The dataset used in this project can be broken down and analyzed in many different subsets. Data cleaning and visualization strategies make data intrepretation easier and help narrow the focus to what is most significant. Using linear regression and resampling-based statistics can aid in making statistical conclusions about the different fertilizer treatments and their impacts on drainage nitrogen export. Version control aids in optimizing data analysis and providing checkpoints to reference.

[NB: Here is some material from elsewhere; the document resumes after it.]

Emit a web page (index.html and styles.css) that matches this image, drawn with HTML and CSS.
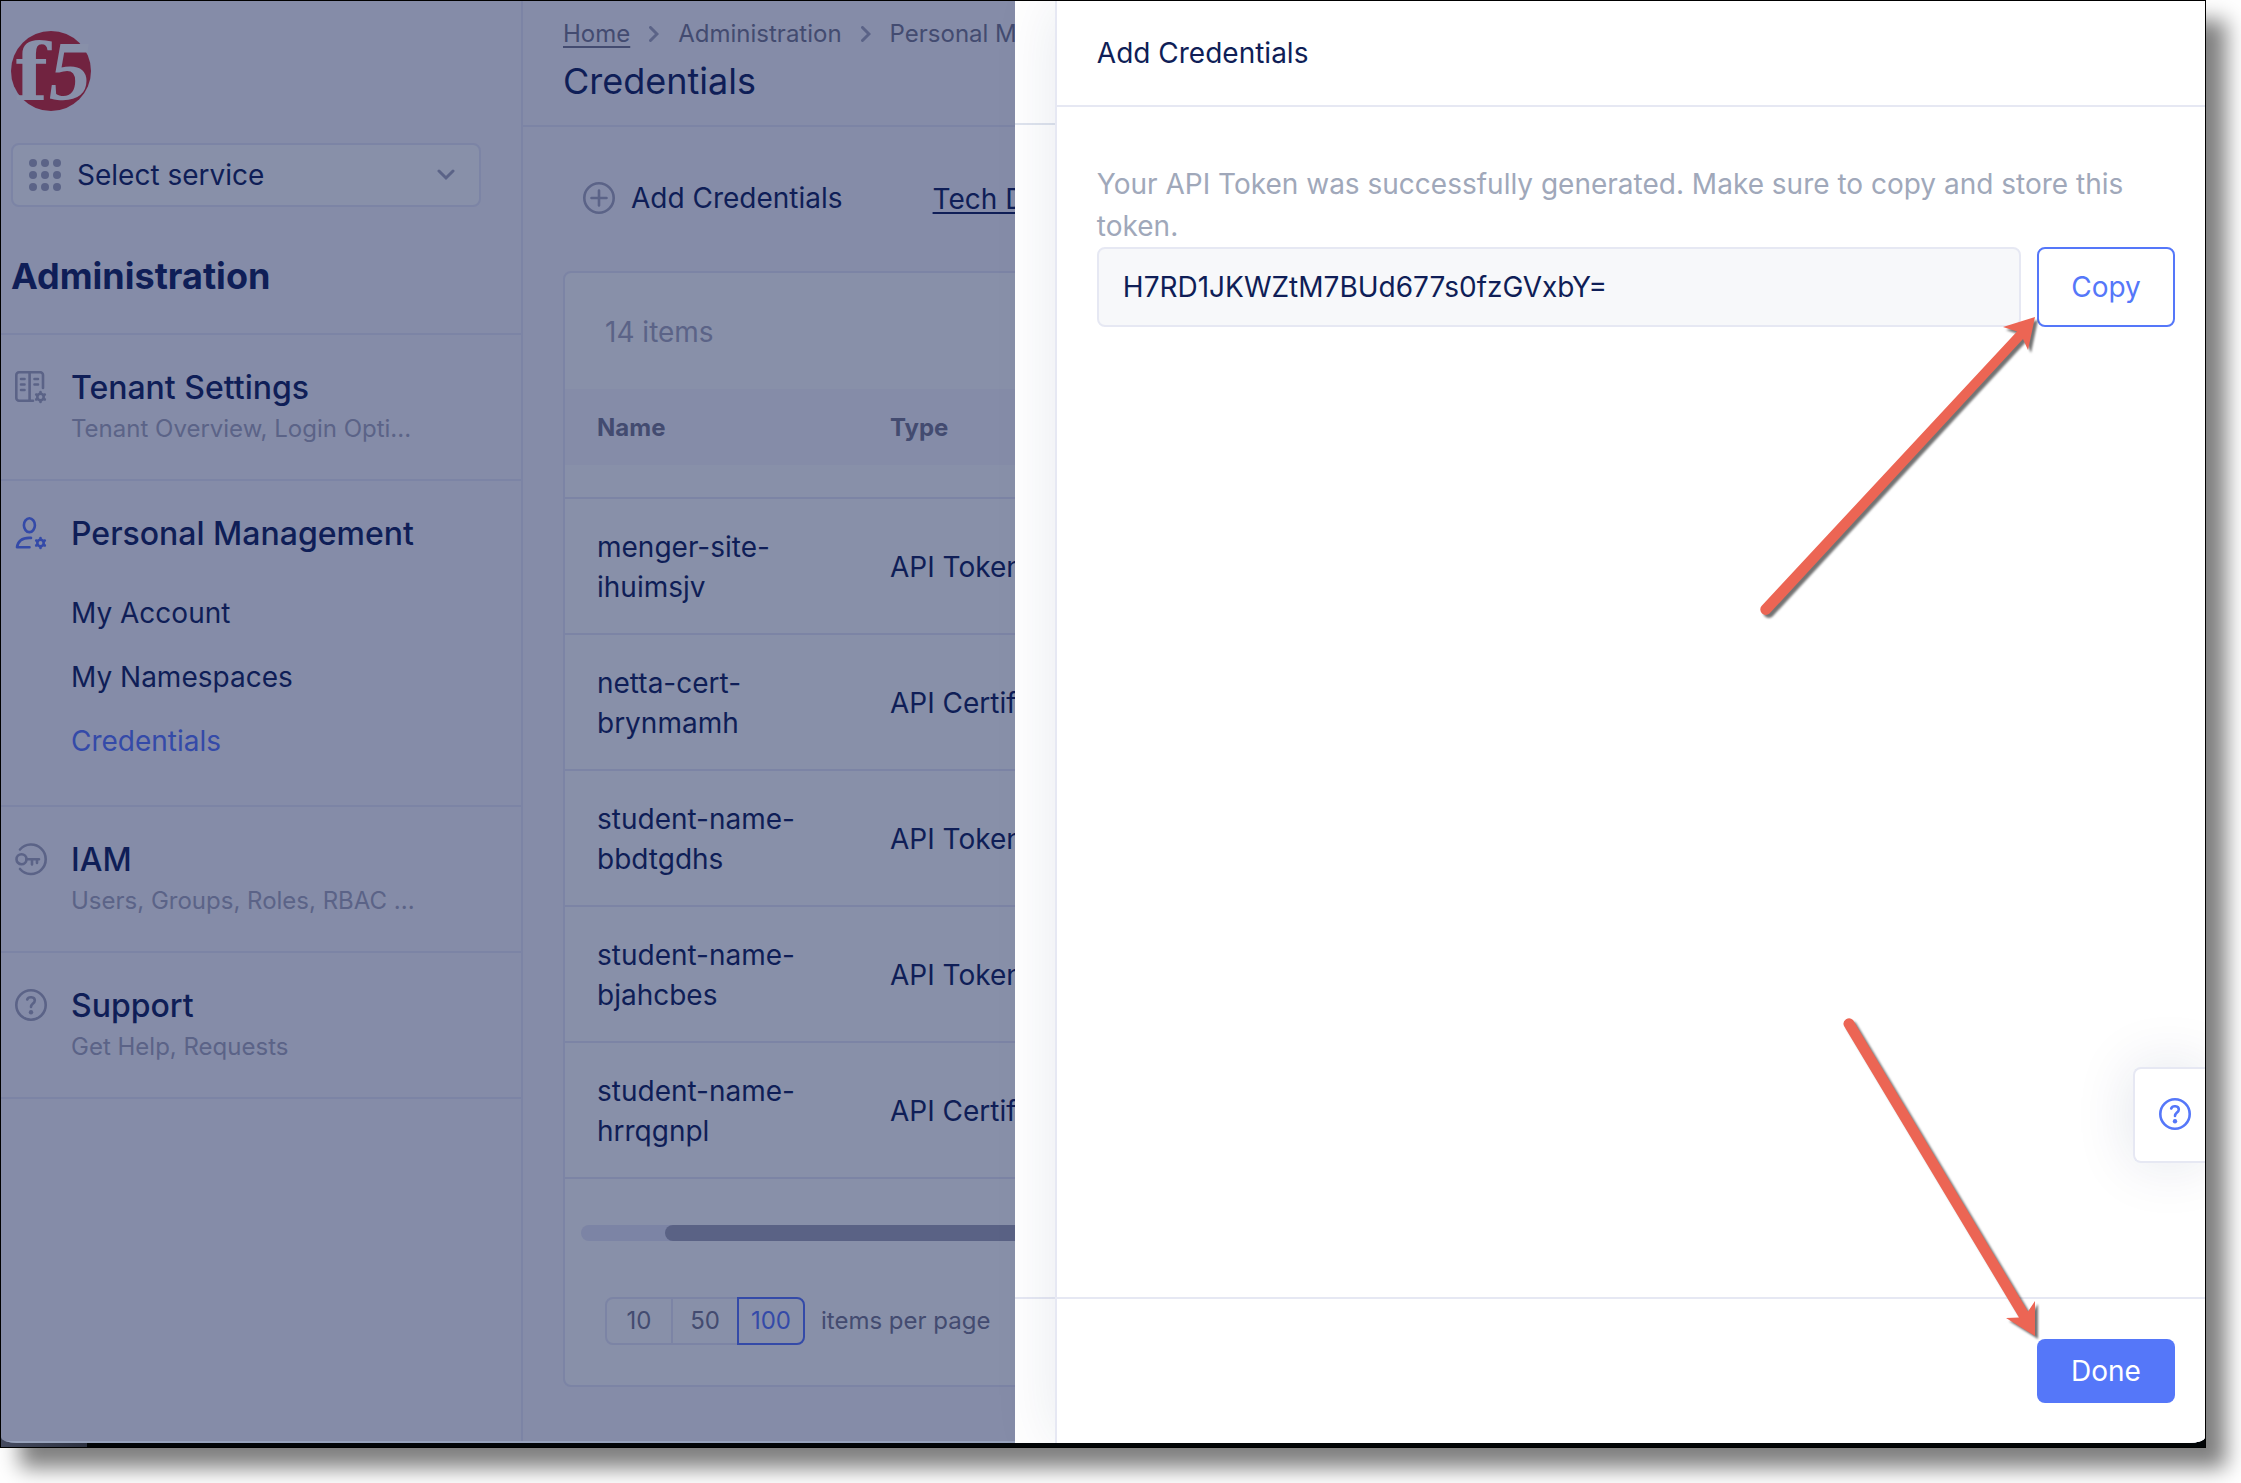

To perfrom the linear regression, independence, normality, and homoscedasticity assumptions were to be met. While indpendence and normality conditions were adequate, homoscedacicity was violated. Thus, a generalized model was used which does not require homoscedasticity as strictly as the ordinary model. Resampling also helped in meeting assumptions for hypothesis testing by creating new datasets of equal sizes that are normal and homoscedastic.
This project follows the FAIR principles by having data and scripts published to Github. Moreover, including rich metadata and comments for coding and analysis decisions helps other data scientists be able to understand reproduce this work. However, being a novice Python coder, much of the code could definitely be made more reproducible and parsimonious.